Breaking the hold of debt: Cambridge Money Advice Centre

Chapter:
(p.81) Five Breaking the hold of debt: Cambridge Money Advice Centre
Source:
Austerity, Community Action, and the Future of Citizenship
Author(s):

John Morris

Publisher:
Policy Press
DOI:10.1332/policypress/9781447331032.003.0005

This chapter explores the work of the Cambridge Money Advice Centre, a faith-based debt advice charity located 80 km north of London that has been serving local people for eleven years. In that time it has witnessed (i) a period of growing economic prosperity accompanied by an increase in the availability of credit, (ii) the financial crisis of 2008 resulting in the withdrawal of some forms of credit, (iii) the introduction of austerity measures in 2010 causing personal financial hardship and thus making debt repayments more painful, and (iv) a subsequent slow growth in the economy only helping those who are not adversely affected by austerity.

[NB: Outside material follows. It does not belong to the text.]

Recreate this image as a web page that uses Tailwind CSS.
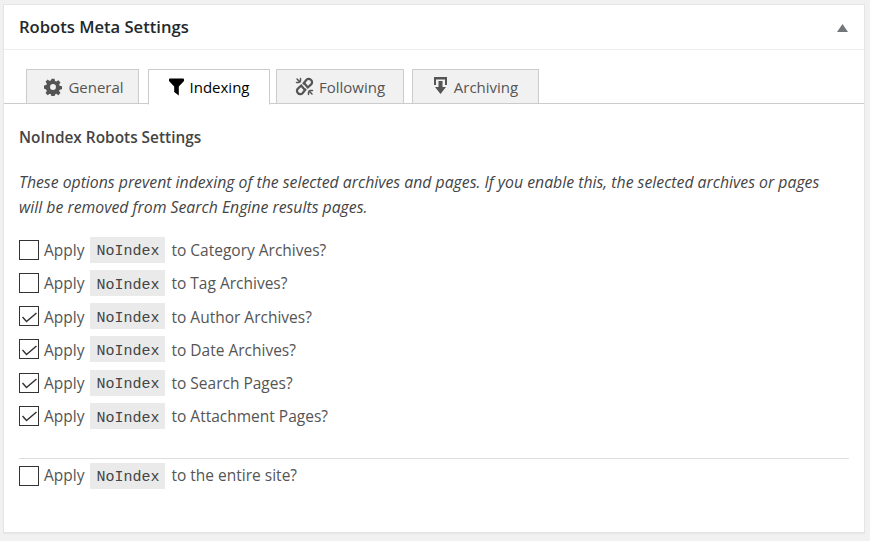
<!DOCTYPE html>
<html><head><meta charset="utf-8"><script src="https://cdn.jsdelivr.net/npm/@tailwindcss/browser@4"></script></head>
<body class="bg-[#f1f1f1] w-[870px] h-[541px] overflow-hidden font-['Open_Sans',sans-serif] text-[#444]">
<div class="ml-[3px] mt-[4px] w-[862px] h-[529px] bg-white border border-[#e5e5e5] shadow-[0_1px_1px_rgba(0,0,0,0.04)]">
  <div class="h-[45px] px-[15px] flex items-center justify-between border-b border-[#eeeeee]">
    <h2 class="text-[16.6px] font-semibold text-[#23282d] mt-[1px]">Robots Meta Settings</h2>
    <svg width="11" height="8" viewBox="0 0 11 8" class="mr-[1px] mt-[1px]"><path d="M5.5 0 L11 8 L0 8Z" fill="#72777c"/></svg>
  </div>
  <div class="mt-[19px] h-[35px] border-b border-[#ccc] flex pl-[22px] items-stretch text-[15px]">
    <div class="w-[113px] h-[35px] bg-[#f1f1f1] border border-[#ccc] flex items-center justify-center gap-[6px] pl-[3px] text-[#555]">
      <svg width="18" height="18" viewBox="0 0 20 20" fill="#555"><path fill-rule="evenodd" d="M8.3 0.8h3.4l.5 2.6 1.5.6 2.2-1.5 2.4 2.4-1.5 2.2.6 1.5 2.6.5v3.4l-2.6.5-.6 1.5 1.5 2.2-2.4 2.4-2.2-1.5-1.5.6-.5 2.6H8.3l-.5-2.6-1.5-.6-2.2 1.5-2.4-2.4 1.5-2.2-.6-1.5L0 11.7V8.3l2.6-.5.6-1.5-1.5-2.2 2.4-2.4 2.2 1.5 1.5-.6zM10 6.7a3.3 3.3 0 1 0 0 6.6 3.3 3.3 0 0 0 0-6.6z"/></svg>
      <span class="mt-[2px]">General</span>
    </div>
    <div class="ml-[9px] w-[122px] h-[36px] bg-white border border-[#ccc] border-b-white flex items-center justify-center gap-[6px] text-black">
      <svg width="15" height="18" viewBox="0 0 15 18" fill="#000"><path d="M0 1.5Q0 .5 1 .5H14Q15 .5 15 1.5V3L9.8 8.5V17.5L5.2 14V8.5L0 3Z"/></svg>
      <span class="mt-[1px]">Indexing</span>
    </div>
    <div class="ml-[6px] w-[128px] h-[35px] bg-[#f1f1f1] border border-[#ccc] flex items-center justify-center gap-[5px] text-[#555]">
      <svg width="19" height="19" viewBox="0 0 19 19" fill="none" stroke="#555" stroke-width="2.2" stroke-linecap="round"><path d="M8.5 6.5L11.5 2.8a3 3 0 0 1 4.6 0.2 3 3 0 0 1 0 4.4L12.8 10.5 9.5 6.5"/><path d="M10.5 12.5L7.5 16.2a3 3 0 0 1-4.6-0.2 3 3 0 0 1 0-4.4L6.2 8.5 9.5 12.5"/><path d="M2 2l3 3M1.5 5.5H4M5.5 1.5V4M17 17l-3-3M17.5 13.5H15M13.5 17.5V15" stroke-width="1.5"/></svg>
      <span class="mt-[2px]">Following</span>
    </div>
    <div class="ml-[8px] w-[127px] h-[35px] bg-[#f1f1f1] border border-[#ccc] flex items-center justify-center gap-[6px] text-[#555]">
      <svg width="15" height="18" viewBox="0 0 15 18" fill="#555" class="-mt-[1px]"><path d="M1 0H14V8H12V2.5H3V8H1Z"/><path d="M5.5 4H9.5V10H13L7.5 17L2 10H5.5Z"/></svg>
      <span class="mt-[2px]">Archiving</span>
    </div>
  </div>
  <div class="px-[15px]">
    <h3 class="mt-[24px] text-[15.4px] leading-[20px] font-semibold text-[#444]">NoIndex Robots Settings</h3>
    <p class="mt-[22px] text-[15.8px] leading-[25px] italic text-[#444] whitespace-nowrap">These options prevent indexing of the selected archives and pages. If you enable this, the selected archives or pages<br>will be removed from Search Engine results pages.</p>
    <div class="mt-[13px] flex flex-col">
      <label class="h-[33.25px] flex items-center text-[15.5px] text-[#555]"><span class="w-5 h-5 border border-[#333] shrink-0"></span><span class="ml-[5px] mt-[2px]">Apply</span><code class="ml-[6px] h-[26px] w-[75px] pt-[6px] bg-[#eaeaea] flex items-center justify-center font-['Liberation_Mono',monospace] text-[15px] text-[#444]">NoIndex</code><span class="ml-[6px] mt-[2px]">to Category Archives?</span></label>
      <label class="h-[33.25px] flex items-center text-[15.5px] text-[#555]"><span class="w-5 h-5 border border-[#333] shrink-0"></span><span class="ml-[5px] mt-[2px]">Apply</span><code class="ml-[6px] h-[26px] w-[75px] pt-[6px] bg-[#eaeaea] flex items-center justify-center font-['Liberation_Mono',monospace] text-[15px] text-[#444]">NoIndex</code><span class="ml-[6px] mt-[2px]">to Tag Archives?</span></label>
      <label class="h-[33.25px] flex items-center text-[15.5px] text-[#555]"><span class="w-5 h-5 border border-[#333] shrink-0 flex items-center justify-center"><svg width="15" height="11" viewBox="0 0 15 11" fill="none" stroke="#333" stroke-width="1.5" class="mt-[2px]"><path d="M0.5 5l4 4.5L14.5 1"/></svg></span><span class="ml-[5px] mt-[2px]">Apply</span><code class="ml-[6px] h-[26px] w-[75px] pt-[6px] bg-[#eaeaea] flex items-center justify-center font-['Liberation_Mono',monospace] text-[15px] text-[#444]">NoIndex</code><span class="ml-[6px] mt-[2px]">to Author Archives?</span></label>
      <label class="h-[33.25px] flex items-center text-[15.5px] text-[#555]"><span class="w-5 h-5 border border-[#333] shrink-0 flex items-center justify-center"><svg width="15" height="11" viewBox="0 0 15 11" fill="none" stroke="#333" stroke-width="1.5" class="mt-[2px]"><path d="M0.5 5l4 4.5L14.5 1"/></svg></span><span class="ml-[5px] mt-[2px]">Apply</span><code class="ml-[6px] h-[26px] w-[75px] pt-[6px] bg-[#eaeaea] flex items-center justify-center font-['Liberation_Mono',monospace] text-[15px] text-[#444]">NoIndex</code><span class="ml-[6px] mt-[2px]">to Date Archives?</span></label>
      <label class="h-[33.25px] flex items-center text-[15.5px] text-[#555]"><span class="w-5 h-5 border border-[#333] shrink-0 flex items-center justify-center"><svg width="15" height="11" viewBox="0 0 15 11" fill="none" stroke="#333" stroke-width="1.5" class="mt-[2px]"><path d="M0.5 5l4 4.5L14.5 1"/></svg></span><span class="ml-[5px] mt-[2px]">Apply</span><code class="ml-[6px] h-[26px] w-[75px] pt-[6px] bg-[#eaeaea] flex items-center justify-center font-['Liberation_Mono',monospace] text-[15px] text-[#444]">NoIndex</code><span class="ml-[6px] mt-[2px]">to Search Pages?</span></label>
      <label class="h-[33.25px] flex items-center text-[15.5px] text-[#555]"><span class="w-5 h-5 border border-[#333] shrink-0 flex items-center justify-center"><svg width="15" height="11" viewBox="0 0 15 11" fill="none" stroke="#333" stroke-width="1.5" class="mt-[2px]"><path d="M0.5 5l4 4.5L14.5 1"/></svg></span><span class="ml-[5px] mt-[2px]">Apply</span><code class="ml-[6px] h-[26px] w-[75px] pt-[6px] bg-[#eaeaea] flex items-center justify-center font-['Liberation_Mono',monospace] text-[15px] text-[#444]">NoIndex</code><span class="ml-[6px] mt-[2px]">to Attachment Pages?</span></label>
    </div>
    <div class="mt-[25px] border-t border-[#ddd] pt-[1px]">
      <label class="h-[33px] flex items-center text-[15.5px] text-[#555]"><span class="w-5 h-5 border border-[#333] shrink-0"></span><span class="ml-[5px]">Apply</span><code class="ml-[6px] h-[26px] w-[75px] pt-[4px] bg-[#eaeaea] flex items-center justify-center font-['Liberation_Mono',monospace] text-[15px] text-[#444]">NoIndex</code><span class="ml-[6px]">to the entire site?</span></label>
    </div>
  </div>
</div>
</body></html>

The implications for this see-saw variation in the UK’s economic performance for both a middle class and working class population are described in terms of the general accessibility of credit and individuals’ ability to meet debt repayment obligations. The debt advice process and clients’ attitudes and practical responses to being in stressful, unmanaged debt are illustrated by eight case studies. The Christian motivation of volunteer advisers to support others is also examined. Finally, in an era of intense stigma surrounding debt and reliance on welfare benefits, the isolation suffered by debtors in their communities is noted. The nature of the client-adviser relationship, which often bridges social boundaries, is also strained by professional boundaries and clients’ ambivalence towards engaging with the emotionally draining process of getting their debts under control. Ironically, community-building is best seen between advisers themselves and their partners in other welfare services.